_Goal:_ Report every line from the material that contains the word "this".

_Recorded information:_
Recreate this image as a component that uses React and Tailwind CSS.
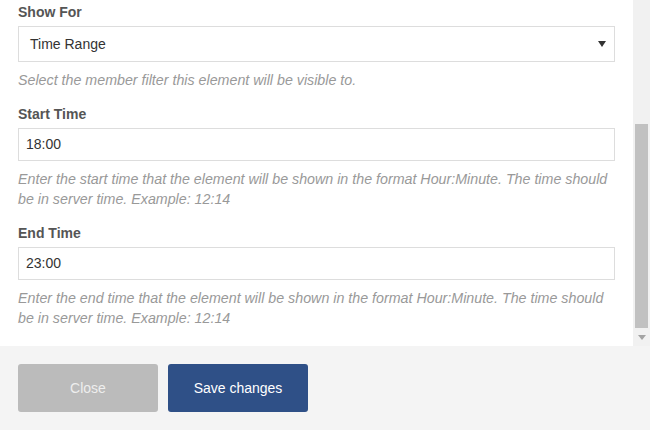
import React from "react";

const fields = [
  {
    label: "Start Time",
    value: "18:00",
    help: "Enter the start time that the element will be shown in the format Hour:Minute. The time should be in server time. Example: 12:14",
  },
  {
    label: "End Time",
    value: "23:00",
    help: "Enter the end time that the element will be shown in the format Hour:Minute. The time should be in server time. Example: 12:14",
  },
];

const Label = ({ children }) => (
  <label className="block text-[14px] leading-[18px] font-bold text-[#555] mb-[5px]">
    {children}
  </label>
);

const Help = ({ children }) => (
  <p className="mt-2 text-[14.25px] leading-5 italic text-[#999]">{children}</p>
);

const App = () => {
  return (
    <div
      className="w-[650px] h-[430px] flex flex-col bg-white overflow-hidden"
      style={{ fontFamily: '"Liberation Sans", Arial, sans-serif' }}
    >
      {/* Modal body */}
      <div className="h-[346px] flex">
        <div className="flex-1 pl-[18px] pr-[18px] pt-[3px] flex flex-col gap-[15px]">
          <div>
            <Label>Show For</Label>
            <div className="h-[36px] border border-[#ddd] flex items-center justify-between pl-[11px] pr-[8px] text-[14px] text-[#333]">
              <span>Time Range</span>
              <svg width="8" height="6" viewBox="0 0 8 6">
                <path d="M0 0h8L4 6z" fill="#333" />
              </svg>
            </div>
            <Help>Select the member filter this element will be visible to.</Help>
          </div>

          {fields.map((f) => (
            <div key={f.label}>
              <Label>{f.label}</Label>
              <div className="h-[33px] border border-[#ddd] flex items-center pl-[7px] text-[14px] text-[#333]">
                {f.value}
              </div>
              <Help>{f.help}</Help>
            </div>
          ))}
        </div>

        {/* Scrollbar */}
        <div className="w-[17px] bg-[#f1f1f1] flex flex-col items-center">
          <div className="h-[124px]" />
          <div className="w-[13px] h-[204px] bg-[#c1c1c1]" />
          <div className="flex-1 flex items-center justify-center">
            <svg width="8" height="5" viewBox="0 0 8 5">
              <path d="M0 0h8L4 5z" fill="#a3a3a3" />
            </svg>
          </div>
        </div>
      </div>

      {/* Footer */}
      <div className="flex-1 bg-[#f4f4f4] pl-[18px] pt-[18px] flex gap-[10px]">
        <button className="w-[140px] h-[48px] rounded-[3px] bg-[#bbbbbb] text-[#eeeeee] text-[14px]">
          Close
        </button>
        <button className="w-[140px] h-[48px] rounded-[3px] bg-[#2f5087] text-white text-[14px]">
          Save changes
        </button>
      </div>
    </div>
  );
};

export default App;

_Written answer:_
Recreate this image as a component that uses React and Tailwind CSS.
            <Help>Select the member filter this element will be visible to.</Help>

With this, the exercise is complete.